__SET TASK__:
Show all lines holding "screenshot".

##### RECORDS SUPPLIED #####

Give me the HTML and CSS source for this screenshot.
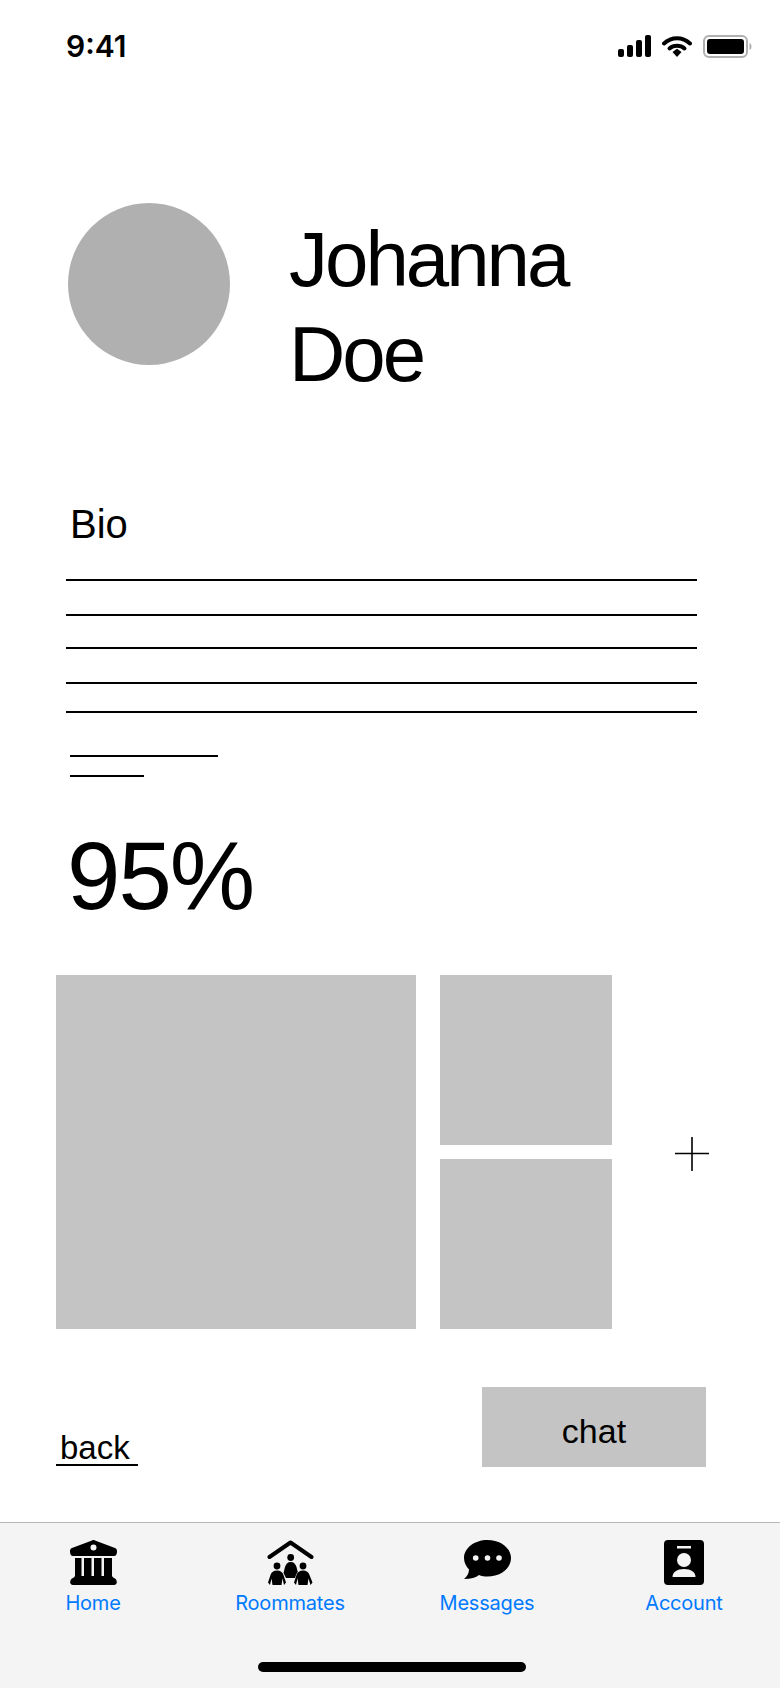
FILE: index.html
```html
<!DOCTYPE html>
<html lang="en">
<head>
    <meta charset="UTF-8">
    <meta name="viewport" content="width=device-width, initial-scale=1.0">
    <title>Johanna Doe</title>
    <link rel="stylesheet" href="styles.css">
</head>
<body>
    <div class="status">
        <span class="time">9:41</span>
        <div class="status-icons">
            <svg class="signal" width="34" height="22" viewBox="0 0 34 22">
                <rect x="0" y="14" width="6" height="8" rx="2"/>
                <rect x="9" y="10" width="6" height="12" rx="2"/>
                <rect x="18" y="5" width="6" height="17" rx="2"/>
                <rect x="27" y="0" width="6" height="22" rx="2"/>
            </svg>
            <svg class="wifi" width="30" height="22" viewBox="0 0 30 22">
                <path d="M2 8.5C9.5 1.5 20.5 1.5 28 8.5" fill="none" stroke="#000" stroke-width="4" stroke-linecap="round"/>
                <path d="M7.5 13.5C11.5 9.8 18.5 9.8 22.5 13.5" fill="none" stroke="#000" stroke-width="4" stroke-linecap="round"/>
                <path d="M10.5 17L15 13.8L19.5 17L15 22Z"/>
            </svg>
            <svg class="battery" width="49" height="23" viewBox="0 0 49 23">
                <rect x="1" y="1" width="43" height="21" rx="5" fill="none" stroke="#b0b0b0" stroke-width="2"/>
                <rect x="4" y="4" width="37" height="15" rx="3"/>
                <path d="M46.5 8C48 8.500 48.500 10 48.500 11.500C48.500 13 48 14.500 46.500 15Z" fill="#b0b0b0"/>
            </svg>
        </div>
    </div>

    <div class="profile">
        <div class="avatar"></div>
        <h1 class="name">Johanna<br>Doe</h1>
    </div>

    <h2 class="bio-title">Bio</h2>
    <div class="bio-lines">
        <div class="line"></div>
        <div class="line gap-33"></div>
        <div class="line gap-31"></div>
        <div class="line gap-33"></div>
        <div class="line gap-27"></div>
        <div class="line short-a"></div>
        <div class="line short-b"></div>
    </div>

    <div class="match">95%</div>

    <div class="gallery">
        <div class="photo photo-big"></div>
        <div class="photo-stack">
            <div class="photo photo-small"></div>
            <div class="photo photo-small"></div>
        </div>
        <svg class="plus" width="34" height="34" viewBox="0 0 34 34">
            <path d="M17 0V34M0 16.500H34" stroke="#000" stroke-width="1.600" fill="none"/>
        </svg>
    </div>

    <div class="actions">
        <a class="back">back</a>
        <button class="chat" type="button">chat</button>
    </div>

    <nav class="tabs">
        <div class="tab-row">
            <div class="tab">
                <svg width="47" height="45" viewBox="0 0 47 45">
                    <path fill-rule="evenodd" d="M22 .4C23 0 24 0 25 .4L45 8C46.500 8.600 47 9.500 47 11.500C47 14 46 16 44 16H3C1 16 0 14 0 11.500C0 9.500 .5 8.600 2 8ZM23.500 4.500A3 3 0 1 0 23.500 10.500A3 3 0 1 0 23.500 4.500Z"/>
                    <rect x="5" y="18" width="6.500" height="19"/>
                    <rect x="14" y="18" width="7.500" height="19"/>
                    <rect x="24" y="18" width="7.500" height="19"/>
                    <rect x="34" y="18" width="8" height="19"/>
                    <path d="M5 36H42C43 38 45 38 46 39.500C47.500 41.500 47 45 44 45H3C0 45 -.5 41.500 1 39.500C2 38 4 38 5 36Z"/>
                </svg>
                <span class="tab-label">Home</span>
            </div>
            <div class="tab">
                <svg width="47" height="45" viewBox="0 0 47 45">
                    <path d="M2.500 17L23.500 2.500L44.500 17" fill="none" stroke="#000" stroke-width="4" stroke-linecap="round" stroke-linejoin="round"/>
                    <circle cx="23.700" cy="17.500" r="3.400"/>
                    <path d="M23.700 22C27 22 28.500 24 29.500 27L31 33L28.500 38H19L16.500 33L18 27C19 24 20.500 22 23.700 22Z"/>
                    <circle cx="10" cy="26" r="3.400"/>
                    <circle cx="36" cy="26" r="3.400"/>
                    <path class="person" d="M10 30.500C13.500 30.500 15.500 32 16.500 35L19 42.500L17 45L15.500 38.500L14.500 45H5.500L4.500 38.500L3 45L1 42.500L3.500 35C4.500 32 6.500 30.500 10 30.500Z"/>
                    <path class="person" d="M36 30.500C39.500 30.500 41.500 32 42.500 35L45.500 42.500L43.500 45L41.500 38.500L40.500 45H31.500L30.500 38.500L29 45L27 42.500L29.500 35C30.500 32 32.500 30.500 36 30.500Z"/>
                </svg>
                <span class="tab-label">Roommates</span>
            </div>
            <div class="tab">
                <svg width="47" height="45" viewBox="0 0 47 45">
                    <path d="M23.500 0C36.500 0 47 8 47 18C47 28.500 36.500 36.500 23.500 36.500C20.500 36.500 17.500 36 15 35C12 37.500 7 39 0 39C3 36.500 5 33.500 5 29.500C2 26.500 0 22.500 0 18C0 8 10.500 0 23.500 0Z"/>
                    <circle cx="11.700" cy="18" r="2.800" fill="#f4f4f4"/>
                    <circle cx="23.500" cy="18" r="2.800" fill="#f4f4f4"/>
                    <circle cx="35" cy="18" r="2.800" fill="#f4f4f4"/>
                </svg>
                <span class="tab-label">Messages</span>
            </div>
            <div class="tab">
                <svg width="40" height="45" viewBox="0 0 40 45">
                    <rect width="40" height="45" rx="4"/>
                    <rect x="13" y="6" width="14" height="2.500" fill="#f4f4f4"/>
                    <circle cx="20" cy="20" r="7" fill="#f4f4f4"/>
                    <path d="M8.500 37C8.500 32 13 29 20 29C27 29 31.500 32 31.500 37Z" fill="#f4f4f4"/>
                </svg>
                <span class="tab-label">Account</span>
            </div>
        </div>
        <div class="home-indicator"></div>
    </nav>
</body>
</html>
```

FILE: styles.css
```css
body {
    margin: 0;
    width: 780px;
    height: 1688px;
    overflow: hidden;
    display: flex;
    flex-direction: column;
    background-color: #fff;
    color: #000;
    font-family: "Liberation Sans", Arial, sans-serif;
}

/* status bar */
.status {
    height: 88px;
    padding: 35px 28px 0 66px;
    box-sizing: border-box;
    display: flex;
    justify-content: space-between;
    align-items: flex-start;
}
.time {
    font-family: Inter, "Liberation Sans", sans-serif;
    font-size: 30px;
    font-weight: 600;
    line-height: 22px;
}
.status-icons {
    display: flex;
    align-items: flex-start;
    gap: 11px;
}
.signal {
    margin-right: -1px;
}

/* name + picture */
.profile {
    display: flex;
    align-items: flex-start;
    gap: 59px;
    margin-top: 115px;
    padding-left: 68px;
}
.avatar {
    width: 162px;
    height: 162px;
    border-radius: 50%;
    background-color: #b0b0b0;
}
.name {
    margin: 9px 0 0;
    font-size: 78px;
    font-weight: 400;
    line-height: 95px;
    letter-spacing: -3px;
}

/* bio */
.bio-title {
    margin: 98px 0 0;
    padding-left: 70px;
    font-size: 40px;
    font-weight: 400;
    line-height: 48px;
}
.bio-lines {
    margin-top: 31px;
    padding-left: 66px;
}
.line {
    width: 631px;
    height: 2px;
    background-color: #000;
}
.gap-33 { margin-top: 33px; }
.gap-31 { margin-top: 31px; }
.gap-27 { margin-top: 27px; }
.short-a {
    width: 148px;
    margin: 42px 0 0 4px;
}
.short-b {
    width: 74px;
    margin: 18px 0 0 4px;
}

.match {
    margin-top: 41px;
    padding-left: 67px;
    font-size: 96px;
    line-height: 116px;
    letter-spacing: -2px;
}

/* photos */
.gallery {
    display: flex;
    align-items: center;
    margin-top: 41px;
    padding-left: 56px;
}
.photo {
    background-color: #c4c4c4;
}
.photo-big {
    width: 360px;
    height: 354px;
}
.photo-stack {
    display: flex;
    flex-direction: column;
    gap: 14px;
    margin-left: 24px;
}
.photo-small {
    width: 172px;
    height: 170px;
}
.plus {
    margin: 4px 0 0 63px;
}

.actions {
    display: flex;
    justify-content: space-between;
    align-items: flex-end;
    margin-top: 58px;
    padding: 0 74px 0 56px;
}
.back {
    width: 82px;
    box-sizing: border-box;
    padding-left: 4px;
    border-bottom: 2px solid #000;
    margin-bottom: 1px;
    font-size: 33px;
    line-height: 32px;
}
.chat {
    width: 224px;
    height: 80px;
    padding: 8px 0 0;
    border: none;
    background-color: #c4c4c4;
    color: #000;
    font-family: inherit;
    font-size: 34px;
}

/* bottom tabs */
.tabs {
    margin-top: auto;
    height: 166px;
    box-sizing: border-box;
    border-top: 1px solid #b8b8b8;
    background-color: #f4f4f4;
    padding-top: 17px;
}
.tab-row {
    display: flex;
    justify-content: space-between;
    padding: 0 21px 0 18px;
}
.tab {
    width: 150px;
    display: flex;
    flex-direction: column;
    align-items: center;
    gap: 6px;
}
.tab-label {
    color: #007aff;
    font-family: Inter, "Liberation Sans", sans-serif;
    font-size: 20px;
    line-height: 24px;
    letter-spacing: -0.2px;
}
.person {
    stroke: #f4f4f4;
    stroke-width: 1;
    paint-order: stroke;
}
.home-indicator {
    width: 268px;
    height: 10px;
    margin: 47px 0 0 258px;
    border-radius: 5px;
    background-color: #000;
}
```
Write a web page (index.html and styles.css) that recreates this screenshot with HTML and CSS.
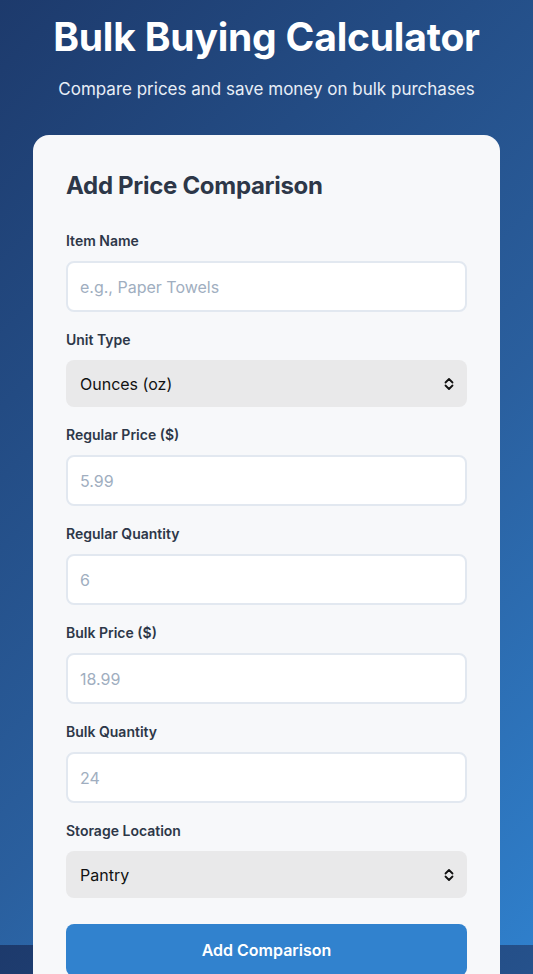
FILE: index.html
```html
<!DOCTYPE html>
<html lang="en">

<head>
    <meta charset="UTF-8">
    <meta name="viewport" content="width=device-width, initial-scale=1.0">
    <title>Bulk Buying Calculator</title>
    <link rel="stylesheet" href="styles.css">
</head>

<body>
    <div class="container">
        <header class="header">
            <h1>Bulk Buying Calculator</h1>
            <p>Compare prices and save money on bulk purchases</p>
        </header>

        <form class="card" id="compare-form">
            <h2>Add Price Comparison</h2>

            <div class="form-group">
                <label for="item-name">Item Name</label>
                <input type="text" id="item-name" placeholder="e.g., Paper Towels">
            </div>

            <div class="form-group">
                <label for="unit-type">Unit Type</label>
                <div class="select-wrap">
                    <select id="unit-type">
                        <option>Ounces (oz)</option>
                        <option>Pounds (lb)</option>
                        <option>Count</option>
                        <option>Liters (L)</option>
                    </select>
                    <svg class="select-arrow" width="12" height="14" viewBox="0 0 12 14">
                        <path d="M2.5 5.5 L6 2 L9.5 5.5 M2.5 8.5 L6 12 L9.5 8.5" fill="none" stroke="#111" stroke-width="1.8" stroke-linecap="round" stroke-linejoin="round" />
                    </svg>
                </div>
            </div>

            <div class="form-group">
                <label for="regular-price">Regular Price ($)</label>
                <input type="number" id="regular-price" placeholder="5.99">
            </div>

            <div class="form-group">
                <label for="regular-qty">Regular Quantity</label>
                <input type="number" id="regular-qty" placeholder="6">
            </div>

            <div class="form-group">
                <label for="bulk-price">Bulk Price ($)</label>
                <input type="number" id="bulk-price" placeholder="18.99">
            </div>

            <div class="form-group">
                <label for="bulk-qty">Bulk Quantity</label>
                <input type="number" id="bulk-qty" placeholder="24">
            </div>

            <div class="form-group">
                <label for="storage">Storage Location</label>
                <div class="select-wrap">
                    <select id="storage">
                        <option>Pantry</option>
                        <option>Garage</option>
                        <option>Basement</option>
                        <option>Freezer</option>
                    </select>
                    <svg class="select-arrow" width="12" height="14" viewBox="0 0 12 14">
                        <path d="M2.5 5.5 L6 2 L9.5 5.5 M2.5 8.5 L6 12 L9.5 8.5" fill="none" stroke="#111" stroke-width="1.8" stroke-linecap="round" stroke-linejoin="round" />
                    </svg>
                </div>
            </div>

            <button type="submit" class="add-btn">Add Comparison</button>
        </form>
    </div>
</body>

</html>
```

FILE: styles.css
```css
* {
    box-sizing: border-box;
}

html {
    background: linear-gradient(135deg, #1d3a6c 0%, #2a5f9e 60%, #2f7fcb 100%);
    background-size: 100% 945px;
    background-repeat: repeat-y;
}

body {
    margin: 0;
    font-family: Inter, 'Noto Sans', sans-serif;
    color: #2d3748;
}

.container {
    max-width: 600px;
    margin: 0 auto;
    padding: 13px 33px 40px;
}

.header {
    text-align: center;
    color: #fff;
    margin-bottom: 34px;
}

.header h1 {
    margin: 0;
    font-size: 39px;
    font-weight: 700;
    line-height: 48px;
    letter-spacing: -0.2px;
}

.header p {
    margin: 16px 0 0;
    font-size: 17px;
    line-height: 24px;
    color: #e8eef7;
}

.card {
    background-color: #f7f8fa;
    border-radius: 16px;
    padding: 33px 33px 40px;
}

.card h2 {
    margin: 3px 0 30px;
    font-size: 24px;
    font-weight: 700;
    line-height: 30px;
    color: #2d3748;
    letter-spacing: -0.3px;
}

.form-group {
    margin-bottom: 18px;
}

.form-group label {
    display: block;
    font-size: 14px;
    font-weight: 600;
    line-height: 20px;
    margin-bottom: 10px;
    color: #2d3748;
}

.form-group input {
    display: block;
    width: 100%;
    height: 51px;
    padding: 0 12px;
    font-family: inherit;
    font-size: 16px;
    color: #2d3748;
    background-color: #fff;
    border: 2px solid #e2e8f0;
    border-radius: 8px;
    outline: none;
    -moz-appearance: textfield;
}

.form-group input::placeholder {
    color: #a0aec0;
}

.form-group input::-webkit-outer-spin-button,
.form-group input::-webkit-inner-spin-button {
    -webkit-appearance: none;
    margin: 0;
}

.select-wrap {
    position: relative;
}

.select-wrap select {
    display: block;
    width: 100%;
    height: 47px;
    padding: 0 14px;
    font-family: inherit;
    font-size: 16px;
    color: #111;
    background-color: #e9e9ea;
    border: none;
    border-radius: 8px;
    -webkit-appearance: none;
    appearance: none;
}

.select-arrow {
    position: absolute;
    right: 12px;
    top: 17px;
    pointer-events: none;
}

.add-btn {
    display: block;
    width: 100%;
    height: 52px;
    margin-top: 26px;
    font-family: inherit;
    font-size: 16px;
    font-weight: 600;
    color: #fff;
    background-color: #3182ce;
    border: none;
    border-radius: 8px;
    cursor: pointer;
}
```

#####

__REPLY TO THE EXERCISE__:
Give me the HTML and CSS source for this screenshot.
Write a web page (index.html and styles.css) that recreates this screenshot with HTML and CSS.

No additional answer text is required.